So, don't beat yourself up with selfish prayers. You are connecting with Him and that's one of the main things he wants right now. The time will come that you'll know that your prayers should focus on others. Don't sweat it. For me, other than his help for me and my family, I pray that he helps guide my wife through this journey and allow her heart to be open to his love. Also, I pray that I have clarity that the things I'm doing are his will and not my own way of doing things.
Also, John Waller - While I'm Waiting
Try that one out to. Never thought 6 months ago, I'd be having discussions about Christian Rock on an Internet forum focused on broken M....see there is a plan that we don't understand.....
Last edited by MCS; 01/05/1506:16 AM.
M:36 W:37 T: 15 M:11 S6 D5 BD: 8/10/14 IDLY: 8/12/14 S: 8/13/14 (she left, I stayed w/ kids) D Mentioned: 10/15/14 Confronted about OM: 10/15/14 EA: ~4/13 PA: ~10/13 She filed: 8/15 (not final)
Wow guys, we all need to have some backyard barbecue. It would be so much fun to talk to people that have such connection.
TL, have been busy with my own nightmare but keep following your journey. It's a hard one, lots of ups and downs as predictable. Oh boy, we all go through the same process (+ or -).
I was in your wife's shoes one day, and I always felt less important then my H. He would tell me things about his job, successes, travels and I was very jealous. I have a BD, before being married to my H I had a very good job w/a very good pay. I came to US and soon got pregnant, that started a whole new era for me. Raising children and being a stay home mom.
My inferiority complex got worse and worse. H would come home and watch football, crash on a cough, sometimes not talking to me much. I was thirsty for some adult conversation. The money issue also got to me because it was always his money, not that he wants me to feel that way, but I did anyway.
It was like I need to ask permission for everything. Over the years I felt caged, oppressed by my own toughs. Came a time that my H finally agreed to do his Masters and I was there, I did it all so he could accomplish this. During this time it was all about him. I got a little book he left on the side of the bed and it said. Wife is not happy, not much help from there, she is not helping me.
I got angry, did not talk to him about, and hold the resentment. This resentment started growing a lot inside me and finally I decide to do something on my own. I wanted to prove that I was worthy. My H did not agreed to much but did not stand in my way. I proved I was capable, but I became empty, I want validation from my H and he was not there to give it to me.

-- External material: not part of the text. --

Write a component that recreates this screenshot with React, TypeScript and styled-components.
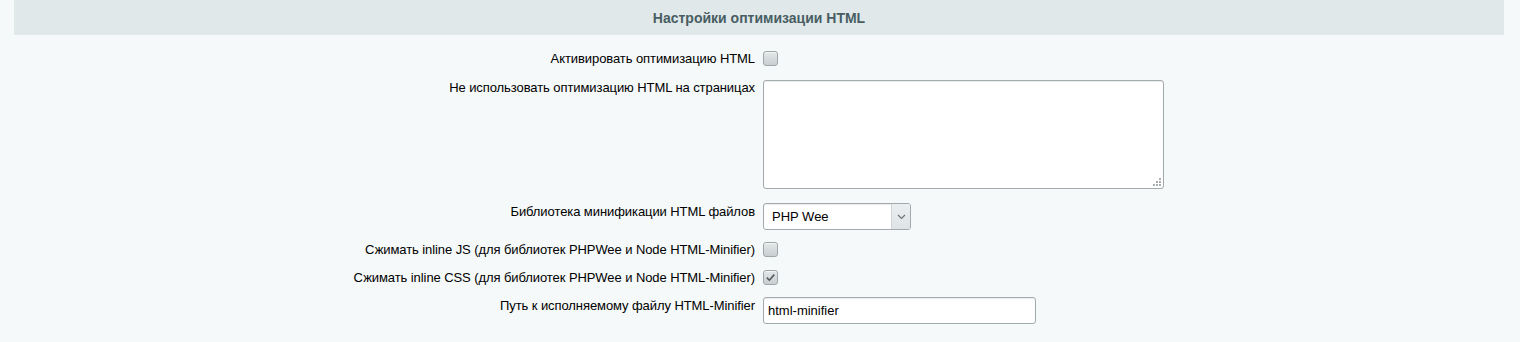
import styled, { createGlobalStyle } from 'styled-components'

const GlobalStyle = createGlobalStyle`
    html, body {
        margin: 0;
        padding: 0;
        background: #f5f9f9;
    }
    body {
        font-family: "Liberation Sans", Arial, sans-serif;
        font-size: 13px;
        color: #000;
    }
`

const Page = styled.div`
    width: 1520px;
    height: 342px;
    padding: 0 16px 0 14px;
    box-sizing: border-box;
    background: #f5f9f9;
`

const Heading = styled.div`
    height: 35px;
    background: #e0e8ea;
    display: flex;
    align-items: center;
    justify-content: center;
    font-weight: bold;
    font-size: 14px;
    color: #485e63;
`

const Form = styled.div`
    padding-top: 9px;
`

const Row = styled.div<{ $pad?: string }>`
    display: grid;
    grid-template-columns: 1fr 1fr;
    align-items: start;
    padding: ${p => p.$pad || '7px 0'};
`

const Label = styled.div<{ $offset?: number }>`
    text-align: right;
    padding-right: 4px;
    padding-top: ${p => p.$offset || 0}px;
    line-height: 15px;
    letter-spacing: -0.08px;
    white-space: nowrap;
`

const Control = styled.div`
    padding-left: 4px;
    display: flex;
`

const Check = styled.span<{ $checked?: boolean }>`
    width: 15px;
    height: 15px;
    box-sizing: border-box;
    border: 1px solid #9fa6a9;
    border-radius: 3px;
    background: linear-gradient(180deg, #e3e7e8 0%, #c9cfd1 100%);
    box-shadow: inset 0 1px 0 rgba(255,255,255,0.6);
    display: flex;
    align-items: center;
    justify-content: center;

    svg {
        width: 11px;
        height: 11px;
        display: ${p => (p.$checked ? 'block' : 'none')};
    }
`

const Field = styled.div<{ $w: number; $h: number }>`
    position: relative;
    width: ${p => p.$w}px;
    height: ${p => p.$h}px;
    box-sizing: border-box;
    border: 1px solid #a3aaae;
    border-radius: 3px;
    background: #fff;
    box-shadow: inset 0 1px 1px rgba(0,0,0,0.08);
    display: flex;
    align-items: center;
    padding-left: 4px;
    font-size: 13px;
    color: #000;
`

const SelectText = styled.span`
    flex: 1;
    padding-left: 4px;
`

const Arrow = styled.span`
    width: 18px;
    align-self: stretch;
    border-left: 1px solid #d0d5d7;
    background: linear-gradient(180deg, #eceff0 0%, #dfe3e5 100%);
    border-radius: 0 2px 2px 0;
    display: flex;
    align-items: center;
    justify-content: center;

    svg {
        width: 9px;
        height: 6px;
    }
`

const Grip = styled.svg`
    position: absolute;
    right: 2px;
    bottom: 2px;
    width: 8px;
    height: 8px;
`

function Checkbox({ checked }: { checked?: boolean }) {
    return (
        <Check $checked={checked}>
            <svg viewBox="0 0 11 11">
                <path d="M1.8 5.6 L4.4 8.2 L9.3 2.6" fill="none" stroke="#54595b" strokeWidth="1.6" />
            </svg>
        </Check>
    )
}

export default function App() {
    return (
        <Page>
            <GlobalStyle />
            <Heading>Настройки оптимизации HTML</Heading>
            <Form>
                <Row>
                    <Label>Активировать оптимизацию HTML</Label>
                    <Control><Checkbox /></Control>
                </Row>
                <Row>
                    <Label $offset={-1}>Не использовать оптимизацию HTML на страницах</Label>
                    <Control>
                        <Field $w={401} $h={109}>
                            <Grip viewBox="0 0 8 8">
                                <g fill="#a8aeb1">
                                    <rect x="6" y="0" width="2" height="2" />
                                    <rect x="3" y="3" width="2" height="2" />
                                    <rect x="6" y="3" width="2" height="2" />
                                    <rect x="0" y="6" width="2" height="2" />
                                    <rect x="3" y="6" width="2" height="2" />
                                    <rect x="6" y="6" width="2" height="2" />
                                </g>
                            </Grip>
                        </Field>
                    </Control>
                </Row>
                <Row $pad="7px 0 5px">
                    <Label $offset={1}>Библиотека минификации HTML файлов</Label>
                    <Control>
                        <Field $w={148} $h={27}>
                            <SelectText>PHP Wee</SelectText>
                            <Arrow>
                                <svg viewBox="0 0 9 6">
                                    <path d="M1 1 L4.5 4.5 L8 1" fill="none" stroke="#6b7275" strokeWidth="1.2" />
                                </svg>
                            </Arrow>
                        </Field>
                    </Control>
                </Row>
                <Row $pad="7px 0 6px">
                    <Label>Сжимать inline JS (для библиотек PHPWee и Node HTML-Minifier)</Label>
                    <Control><Checkbox /></Control>
                </Row>
                <Row $pad="7px 0 6px">
                    <Label>Сжимать inline CSS (для библиотек PHPWee и Node HTML-Minifier)</Label>
                    <Control><Checkbox checked /></Control>
                </Row>
                <Row $pad="6px 0">
                    <Label $offset={1}>Путь к исполняемому файлу HTML-Minifier</Label>
                    <Control>
                        <Field $w={273} $h={27}>html-minifier</Field>
                    </Control>
                </Row>
            </Form>
        </Page>
    )
}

He gave me the D talk exactly a week later that I asked him for a D. I distance myself from him so much, that I felt I was in an absolute fog. God was far from me.
I told my H since the beginning of our S that I feel really unhappy that our M is dying but I feel really happy that it happen because I woke up for reality, I no longer feel the desperation to prove I am worthy, I no longer feel I have no value.
I guess I am writing you just a perspective of the other side. I feel like it's the combination of two sides. My H was working hard to accomplish what he did. It's was a lot of work for school and yet keeping the food on the table. My nagging was unbearable for him, he did not have time to babysitting me. Now I get it, before I was blind.
I said to my H other day that giving myself to God again I feel that I do not need to walk behind anyone, nor before anyone, I can just grab God's hands and walk beside everyone.
I really hope that you and your W find a common ground and can heal your hearts. You both are young and learning how to live. You are a good person, with a good heart. Eventually she will evaluate the pros and cons and will find she can rebuilt a life with you.
Keep the good faith. And I think it is right to validate her as much as you can. My H is still firm about the D, but he has been validating my every action, my behavior, my achievements. At first it felt a little fake, but now it feels more genuine.
Now, there is one thing that made it all worse for me. I came to US from another country, born and raised in a different culture. I do not have any family here, it's just me and the friends I made here. I was stressful just by that.
You did not mention wife's family, that she can have some help from family members. Is there anyone on her side?
Also, go back to school does not mean you need to go somewhere, maybe she can do online classes, they are very handy and it is the same like being in a class itself.
I also mention in my tread that my insecurities came to the M with me, I have some childhood wounds that made it easier to hide behind bad feeling and feel incapable. I want all the answers in my H and of course it all went downhill eventually.
Of course you can't fix your W neither live her life. But I just tough you can think that maybe she really needs to fix herself or she will never find herself as it is.
I will be praying for you to find you inner peace and help you to choose the right path.
Hi all, hope everything is going well. Pink/MCS, thanks for the check-ins.
Things have continued to go fairly well since coming back from GA on Saturday. A lot has happened.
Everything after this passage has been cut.